The famed La Brea Tar Pits that have held mammoth and saber-toothed cat fossils are being reactivated for excavation, while a closed exhibition hall will additionally be reopened to the public.
Visitors will be able to watch scientists uncover bones at the prehistoric site in Los Angeles, the Associated Press reported. Later this month, the George C. Page Museum will reopen the observation pit for free public tours where visitors can see horse and camel bones stuck in a pool of natural asphalt known as Pit 91.
Museum officials hope the expanded resources will make paleontology more accessible to the public and provide more information for current and future issues including the climate change debate.

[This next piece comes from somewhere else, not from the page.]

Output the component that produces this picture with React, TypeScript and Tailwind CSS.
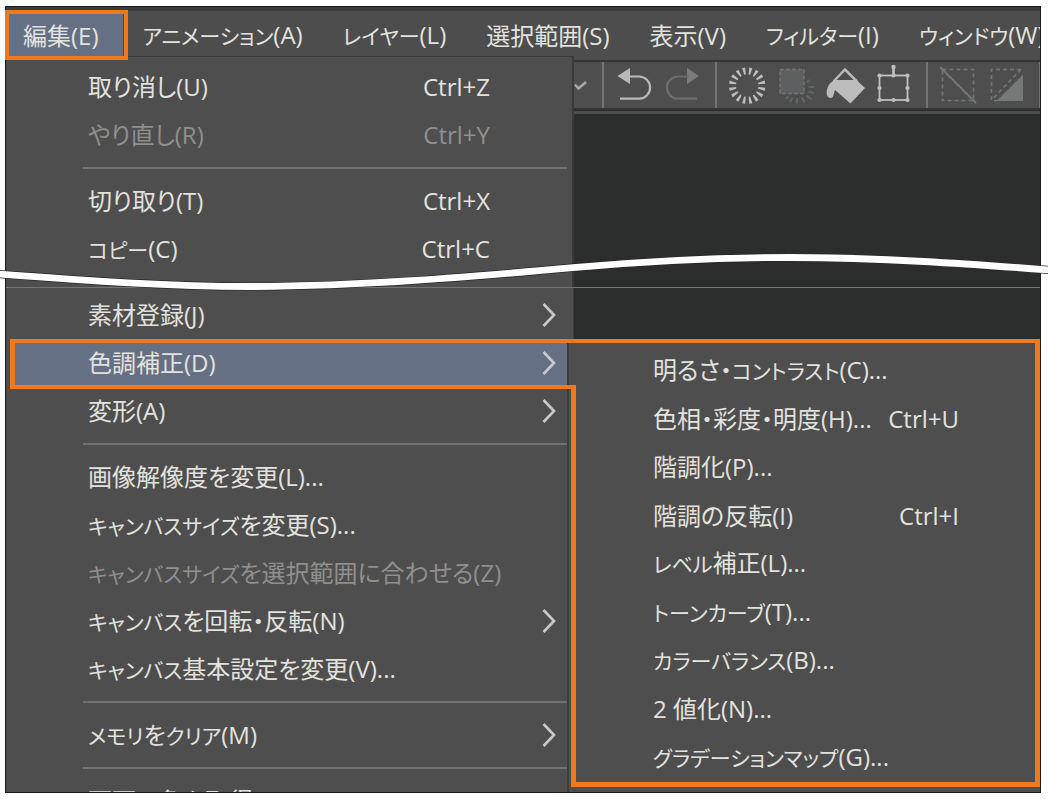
import type { ReactNode } from "react";
import clsx from "clsx";

type MenuEntry = {
  label: string;
  shortcut?: string;
  disabled?: boolean;
  submenu?: boolean;
  active?: boolean;
};

const menuBar = [
  "編集(E)",
  "アニメーション(A)",
  "レイヤー(L)",
  "選択範囲(S)",
  "表示(V)",
  "フィルター(I)",
  "ウィンドウ(W)",
];

const editTop: MenuEntry[][] = [
  [
    { label: "取り消し(U)", shortcut: "Ctrl+Z" },
    { label: "やり直し(R)", shortcut: "Ctrl+Y", disabled: true },
  ],
  [
    { label: "切り取り(T)", shortcut: "Ctrl+X" },
    { label: "コピー(C)", shortcut: "Ctrl+C" },
  ],
];

const editBottom: MenuEntry[][] = [
  [
    { label: "素材登録(J)", submenu: true },
    { label: "色調補正(D)", submenu: true, active: true },
    { label: "変形(A)", submenu: true },
  ],
  [
    { label: "画像解像度を変更(L)..." },
    { label: "キャンバスサイズを変更(S)..." },
    { label: "キャンバスサイズを選択範囲に合わせる(Z)", disabled: true },
    { label: "キャンバスを回転・反転(N)", submenu: true },
    { label: "キャンバス基本設定を変更(V)..." },
  ],
  [{ label: "メモリをクリア(M)", submenu: true }],
  [{ label: "画面の色を取得(W)" }],
];

const toneMenu: MenuEntry[] = [
  { label: "明るさ・コントラスト(C)..." },
  { label: "色相・彩度・明度(H)...", shortcut: "Ctrl+U" },
  { label: "階調化(P)..." },
  { label: "階調の反転(I)", shortcut: "Ctrl+I" },
  { label: "レベル補正(L)..." },
  { label: "トーンカーブ(T)..." },
  { label: "カラーバランス(B)..." },
  { label: "2 値化(N)..." },
  { label: "グラデーションマップ(G)..." },
];

// katakana is set a little smaller than the kanji around it
function Label({ text }: { text: string }) {
  return (
    <>
      {text.split(/([ァ-ヺー]+)/).map((part, i) =>
        i % 2 === 1 ? (
          <span key={i} className="text-[21px]">
            {part}
          </span>
        ) : (
          part
        )
      )}
    </>
  );
}

function MenuRow({ item }: { item: MenuEntry }) {
  return (
    <button
      disabled={item.disabled}
      className={clsx(
        "flex h-12 items-center text-left",
        item.disabled ? "text-[#8f8f8d]" : "text-[#e2e2de]",
        item.active ? "ml-1 bg-[#667085] pl-[78px]" : "pl-[82px]"
      )}
    >
      <span className="flex-1 whitespace-nowrap">
        <Label text={item.label} />
      </span>
      {item.shortcut && <span className="mr-[77px]">{item.shortcut}</span>}
      {item.submenu && (
        <svg className="mr-[11px]" width="14" height="24" viewBox="0 0 14 24" fill="none">
          <path d="M1.5 1 12 12 1.5 23" stroke="#c9c9c7" strokeWidth="2.6" />
        </svg>
      )}
    </button>
  );
}

function MenuGroups({ groups }: { groups: MenuEntry[][] }) {
  return (
    <>
      {groups.map((group, i) => (
        <div key={i} className="flex flex-col">
          {i > 0 && <hr className="my-2 ml-[77px] h-[2px] border-0 bg-[#707271]" />}
          {group.map((item) => (
            <MenuRow key={item.label} item={item} />
          ))}
        </div>
      ))}
    </>
  );
}

function ToolButton({ label, children }: { label: string; children: ReactNode }) {
  return (
    <button aria-label={label} className="flex w-[49px] shrink-0 justify-center">
      <svg width="48" height="48" viewBox="0 0 48 48" fill="none">
        {children}
      </svg>
    </button>
  );
}

function Divider() {
  return <span className="mr-[5px] ml-2 h-12 w-[2px] shrink-0 bg-[#737373]" />;
}

const rays = Array.from({ length: 16 }, (_, i) => 11.25 + i * 22.5);
const handles = [
  [9.5, 14.5],
  [23.5, 14.5],
  [37.5, 14.5],
  [9.5, 27],
  [37.5, 27],
  [9.5, 39],
  [23.5, 39],
  [37.5, 39],
];

function Toolbar() {
  return (
    <div className="flex h-[50px] shrink-0 items-center overflow-hidden border-y-2 border-[#343636] bg-[#4e4e4e]">
      <button aria-label="More" className="w-5 shrink-0">
        <svg width="20" height="48" viewBox="0 0 20 48" fill="none">
          <path d="M1 23.5 4.5 27.5 12 21" stroke="#a9a9a9" strokeWidth="2.4" />
        </svg>
      </button>
      <Divider />
      <ToolButton label="Undo">
        <path d="M7.5 15 20 7v16Z" fill="#b9b9b9" />
        <path d="M18 15.5h11a11 11 0 0 1 0 22.2H10" stroke="#b9b9b9" strokeWidth="2.2" />
      </ToolButton>
      <ToolButton label="Redo">
        <path d="M40 15 28 7v16Z" fill="#7b7c7c" />
        <path d="M30 15.5H19a11 11 0 0 0 0 22.2h19" stroke="#6c6d6d" strokeWidth="2.2" />
      </ToolButton>
      <Divider />
      <ToolButton label="Clear">
        {rays.map((deg) => (
          <path
            key={deg}
            d="M22.600 6.500h3.200l-.8 7h-1.600Z"
            fill="#bdbdbd"
            transform={`rotate(${deg} 24.200 24.700)`}
          />
        ))}
      </ToolButton>
      <ToolButton label="Clear outside selection">
        <rect x="8" y="8.5" width="24" height="24" fill="#5d6060" stroke="#727474" strokeWidth="1.5" strokeDasharray="4 2" />
        <path
          d="M35 21l3-2M36.500 26h5.500M36.500 30.500l5.500 1.500M34.500 34.500l5 4M30 36.500l2.500 5M25 37v5.500M20.500 36.500l-2.500 4.500M16.500 35.500l-2.500 2"
          stroke="#666969"
          strokeWidth="1.800"
        />
      </ToolButton>
      <ToolButton label="Fill">
        <path d="M12.500 20.500 24 8.500 36 20.500" stroke="#b9b9b9" strokeWidth="2.5" />
        <path d="M14.500 19h21l8.500 8-14.500 15.500L14 29c-1.500 3-1 8-4.500 8-4 0-4.500-6-3-10 1.200-4 4-6.500 8-8Z" fill="#bcbcbc" />
      </ToolButton>
      <ToolButton label="Transform">
        <rect x="9.500" y="14.500" width="28" height="24.500" stroke="#c0c0c0" strokeWidth="1.800" />
        <path d="M23.500 5v10" stroke="#c0c0c0" strokeWidth="2.600" />
        <circle cx="23.500" cy="6" r="2.200" fill="#c0c0c0" />
        {handles.map(([x, y]) => (
          <circle key={`${x}-${y}`} cx={x} cy={y} r="2.100" fill="#c0c0c0" />
        ))}
      </ToolButton>
      <Divider />
      <ToolButton label="Deselect">
        <rect x="8.500" y="8.500" width="31" height="31" stroke="#747776" strokeWidth="1.600" strokeDasharray="4 3" />
        <path d="m6 6 36 36" stroke="#747776" strokeWidth="2" />
      </ToolButton>
      <ToolButton label="Invert selection">
        <path d="M38 8.500H8.500v31H14M38 8.500 9 38.500" stroke="#747776" strokeWidth="1.600" strokeDasharray="4 3" />
        <path d="M40 13.500v26.500H13.500Z" fill="#757877" />
      </ToolButton>
      <Divider />
    </div>
  );
}

export default function App() {
  return (
    <main className="relative min-h-screen overflow-hidden bg-white pt-1.5 font-['Open_Sans','Noto_Sans_CJK_JP',sans-serif] text-[24px] leading-8 [font-feature-settings:'palt']">
      <div className="relative mr-[7px] ml-[5px] border border-[#1f1a19] bg-[#2c2e2d]">
        <section className="flex h-[280px] flex-col overflow-hidden">
          <nav className="flex h-[53px] shrink-0 items-center overflow-hidden border-t-4 border-[#3a3b3b] bg-[#4d4d4d] text-[#e2e2de]">
            {menuBar.map((name, i) => (
              <button
                key={name}
                className={clsx(
                  "h-full shrink-0 whitespace-nowrap",
                  i === 0 ? "bg-[#667085] pr-6 pl-[17px]" : "px-5"
                )}
              >
                <Label text={name} />
              </button>
            ))}
          </nav>
          <div className="flex min-h-0 flex-1">
            <div className="z-10 -mt-1 w-[568px] shrink-0 border-t border-r-2 border-[#383a3a] bg-[#4f4e4e] pt-1.5 pr-[5px]">
              <MenuGroups groups={editTop} />
            </div>
            <div className="flex min-w-0 flex-1 flex-col">
              <Toolbar />
              <div className="mt-px h-[3px] bg-[#4b4c4c]" />
            </div>
          </div>
        </section>

        <section className="relative flex h-[505px] overflow-hidden border-t border-[#737674]">
          <div className="w-[568px] shrink-0 border-r border-[#3c3e3e] bg-[#4f4e4e] pt-[3px] pr-1.5">
            <MenuGroups groups={editBottom} />
          </div>
          <div className="z-10 -ml-[7px] flex min-w-0 flex-1 flex-col pt-[51px]">
            <div className="relative flex-1 border-l-2 border-[#3a3b3b] bg-[#4e4e4e] pb-[5px] pl-[2px]">
              <div className="grid h-full auto-rows-fr border-t-4 border-r-[5px] border-b-[5px] border-[#ee7a1d] pt-[3px] pl-[82px]">
                {toneMenu.map((item) => (
                  <button key={item.label} className="flex items-center text-left whitespace-nowrap text-[#e2e2de]">
                    <span className="min-w-[224px]">
                      <Label text={item.label} />
                    </span>
                    {item.shortcut && <span className="w-[82px] text-right">{item.shortcut}</span>}
                  </button>
                ))}
              </div>
              <span className="absolute top-[46px] bottom-[5px] left-[2px] w-[5px] bg-[#ee7a1d]" />
            </div>
          </div>
          <span className="absolute top-[51px] left-1 z-20 h-[50px] w-[565px] border-y-4 border-l-[5px] border-[#ee7a1d]" />
        </section>

        <span className="absolute top-[3px] -left-px z-20 h-[50px] w-[123px] border-4 border-[#ee7a1d]" />
      </div>

      {/* torn edge between the two halves of the menu */}
      <svg
        className="absolute top-[240px] left-0 z-30 h-[60px] w-full"
        viewBox="0 0 1048 60"
        preserveAspectRatio="none"
        fill="none"
      >
        <path d="M-2 34C90 41 170 46.500 250 46.500C360 46.500 473 36.700 573 27.700C650 20.800 720 17.500 790 17.500C880 17.500 970 24 1050 30" stroke="#2a2726" strokeWidth="8.200" />
        <path d="M-2 34C90 41 170 46.500 250 46.500C360 46.500 473 36.700 573 27.700C650 20.800 720 17.500 790 17.500C880 17.500 970 24 1050 30" stroke="#ffffff" strokeWidth="6.800" />
      </svg>
    </main>
  );
}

"These fossils are a wonderful resource for telling us about the climate change in the past," said the museum's chief curator John Harris, as quoted by the AP.
The observation pit, which first opened to visitors in 1952, has been shuttered from the public for nearly 20 years, according to KABC Los Angeles. It will be reopened for tours on June 28.
"It closed about 20 years ago because we decided to focus on excavators, rather than the stuff in the ground," Harris told KABC.
Another reason is because of the fossil trove inside the pit; the museum didn't have the resources to keep the valuable specimens safe.
"On the open market now, the saber tooth cat skull fetches around $250,000. So we can only open this pit up when we have the resources to look after it and make sure the fossils are safe guarded," Harris told KABC.
Researchers have uncovered some five million fossils at the Tar Pits, according to the AP. Nearly a million of the excavated specimens came from Pit 91.
"We dig for buried treasure," full-time excavator Laura Tewksbury told the AP while using a dental pick to uncover a mouse's bone.